Saint Léonard de Port-Maurice

Le reliquaire de saint Léonard, à Port-Maurice (Italie). Photo: Paul Bissegger

Frère Mineur (1676–1751).

Fête le 26 novembre.

Le grand mis­sion­naire fran­cis­cain dont les pré­di­ca­tions eurent une influence pro­fonde en Italie, dans la pre­mière moi­tié du xviiie siècle, méri­ta cet éloge de la part de l’é­vêque de San Severino, Mgr Pieragostini : « Le pré­di­ca­teur Léonard est un lion (en latin leo), dont la bouche apporte le salut ; un nard pré­cieux réjouis­sant toute l’Eglise par l’odeur de ses ver­tus. » Sous cette forme un peu manié­rée, le pré­lat expri­mait une double véri­té : saint Léonard eut tout le zèle de l’a­pôtre et toutes les ver­tus du saint.

L’enfance.

Il naquit le 20 décembre 1676 à Porto-​Maurizio ou Port-​Maurice, en Italie, dio­cèse d’Albenga, au rivage de la Méditerranée. La ville, située à une soixan­taine de kilo­mètres de Nice, dépen­dait de la Répu­blique de Gênes. Porté le jour même sur les fonts bap­tis­maux, il y reçut les pré­noms de Paul-​Jérôme. Son père, Dominique Casanova, capi­taine au cabo­tage, alliait une foi solide à une ver­tu sévère.
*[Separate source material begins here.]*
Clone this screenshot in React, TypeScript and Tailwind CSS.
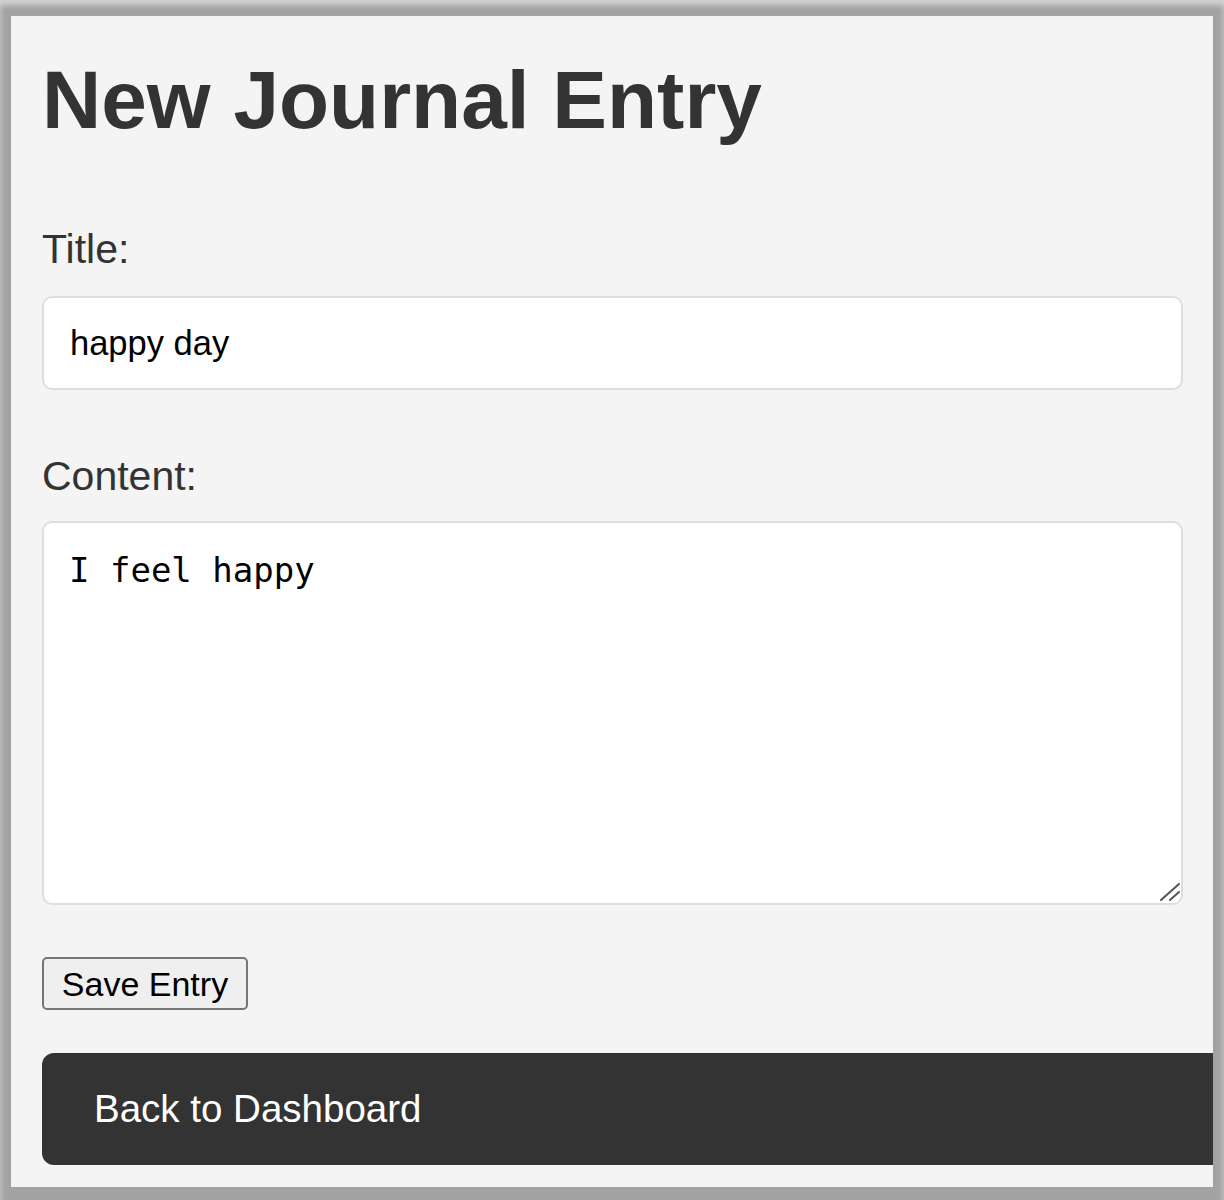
import { useState } from 'react'

export default function App() {
  const [title, setTitle] = useState('happy day')
  const [content, setContent] = useState('I feel happy')

  return (
    <div className="w-[1224px] h-[1200px] bg-[#a2a2a2] pl-[11px] pr-[11px] pt-[16px] pb-[13px] shadow-[inset_0_5px_6px_rgba(255,255,255,0.55)] font-['Liberation_Sans',Arial,sans-serif]">
      <div className="h-full bg-[#f4f4f4] overflow-hidden pl-[31px]">
        <h1 className="mt-[43px] text-[82px] leading-[82px] font-bold text-[#333]">New Journal Entry</h1>

        <form onSubmit={(e) => e.preventDefault()}>
          <label className="block mt-[88px] text-[41px] leading-[40px] text-[#333]">Title:</label>
          <input
            value={title}
            onChange={(e) => setTitle(e.target.value)}
            className="block mt-[27px] w-[1141px] h-[94px] bg-white border-2 border-[#dedede] rounded-[10px] pl-[26px] pr-[24px] text-[34.5px] text-black outline-none"
          />

          <label className="block mt-[66px] text-[41px] leading-[40px] text-[#333]">Content:</label>
          <div className="relative mt-[25px] w-[1141px] h-[384px]">
            <textarea
              value={content}
              onChange={(e) => setContent(e.target.value)}
              className="block w-full h-full bg-white border-2 border-[#dedede] rounded-[10px] pl-[25px] pr-[24px] pt-[22px] text-[34px] text-black font-['DejaVu_Sans_Mono',monospace] resize-none outline-none"
            />
            {/* resize grip */}
            <svg className="absolute right-[3px] bottom-[4px]" width="20" height="18" viewBox="0 0 20 18">
              <line x1="1" y1="17" x2="19" y2="1" stroke="#555" strokeWidth="2" strokeLinecap="round" />
              <line x1="10" y1="17" x2="19" y2="9" stroke="#555" strokeWidth="2" strokeLinecap="round" />
            </svg>
          </div>

          <button
            type="submit"
            className="block mt-[52px] w-[206px] h-[53px] bg-[#efefef] border-2 border-[#767676] rounded-[5px] text-[34px] leading-none text-black"
          >
            Save Entry
          </button>
        </form>

        <div className="mt-[43px] w-[1200px] h-[112px] bg-[#333] rounded-[12px] flex items-center pl-[52px]">
          <span className="text-white text-[38.5px] leading-none">Back to Dashboard</span>
        </div>
      </div>
    </div>
  )
}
Le petit Paul per­dit sa mère dès l’âge de deux ans. Mais sa pre­mière édu­ca­tion n’eut pas à en souf­frir, grâce d’abord à ses grands-​parents, puis à Marie Riolfo, que son père épou­sa en secondes noces. L’orphelin avait six ans quand cette femme le prit sous sa tutelle comme une mère. Des quatre enfants qui naquirent de ce second mariage, deux s’enrôleront avec leur aîné dans la milice de saint François d’Assise, et une fille entre­ra chez les Dominicaines : seul, le qua­trième res­te­ra dans le siècle.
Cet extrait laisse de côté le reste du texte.